Researchers from the University of Michigan researchers have identified the metabolite itaconate as a potential therapeutic target for ZFTA–RELA+ ependymomas, a rare type of pediatric brain tumor. In a study published in Nature, the team showed how tumor cells produce the metabolite itaconate to sustain the cancer-driving fusion protein ZFTA–RELA that helps promote tumor growth.
“We were surprised that a brain tumor produces a metabolite that is usually made by immune cells,” said first author Siva Kumar Natarajan, PhD, a postdoctoral research fellow in the Venneti lab at the University of Michigan. “We wanted to find out what itaconate was doing in these tumors.”
Ependymomas are tumors that arise in the brain or spinal cord and are the third-most common type of brain tumor in children. They affect about 250 children in the United States each year and are most often diagnosed in children eight years and younger. The main forms of treatment for these tumors include surgically removing the tumor followed by radiation and chemotherapy, though chemotherapy hasn’t been shown to be consistently effective. Currently, there are no targeted therapies or clinical trials targeting ZFTA-driven ependymomas.
The researchers noted that neither ZFTA nor RELA alone is oncogenic, but together the ZFTA–RELA fusion have been shown to be a potent oncogene that can transform cells in vitro and in vivo. For this current study, the Michigan team began with understanding that metabolic reprogramming is a common feature of cancer development and that certain metabolites drive tumorigenesis by altering epigenetic regulation. To explore whether ZFTA–RELA reshapes metabolic–epigenetic pathways, the researchers analyzed human ependymoma tumor samples, patient-derived cells, and animal models. Using cell lines from mice and patients as well as in vivo models, they identified production of itaconate within ZFTA–RELA+ tumor cells.

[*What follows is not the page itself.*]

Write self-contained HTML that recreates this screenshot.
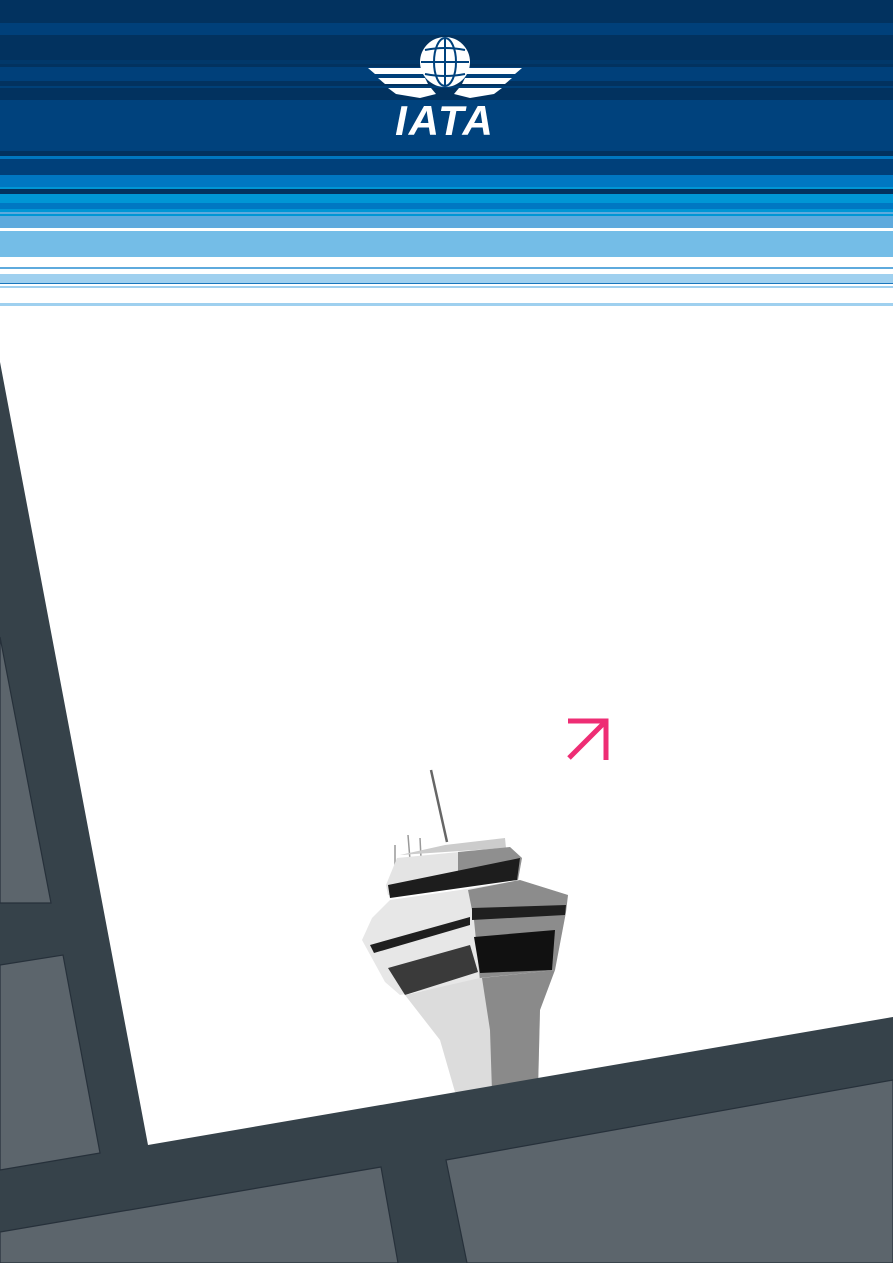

Mechanistically, the investigators found that itaconate epigenetically activates ZFTA–RELA transcription by enriching activating H3K4me3 marks through inhibition of the H3K4 demethylase KDM5. The tumors also enhanced glutamine metabolism to supply carbon for itaconate synthesis. Importantly, the investigators found that in mouse models of the tumors, preventing ACOD1 from producing itaconate reduced tumor growth. Inhibiting the feedback loop lowered ZFTA–RELA levels and led to tumor shrinkage.
“Our findings also have translational relevance, as inhibition of PI3K signaling and glutamine metabolism led to therapeutic effects in multiple ZFTA fusion models,” the researchers wrote.
The U of M team noted that earlier research had established that ZFTA–RELA is sufficient to drive tumor formation but had not found ways that it could be addressed to reduce its promotion of tumor growth.
“This is the first study to show that the ZFTA-RELA fusion can be targeted in this type of tumor,” said senior author Sriram Venneti, MD, PhD, a professor of pathology and pediatrics at U of M and a member of the Rogel Cancer Center. “We are hoping to expand this study to protein fusions that function similarly in other types of cancer.”
Building on these findings, the researchers are now working with the Pediatric Neuro-Oncology Consortium to develop a clinical trial targeting the itaconate pathway in patients with ependymomas.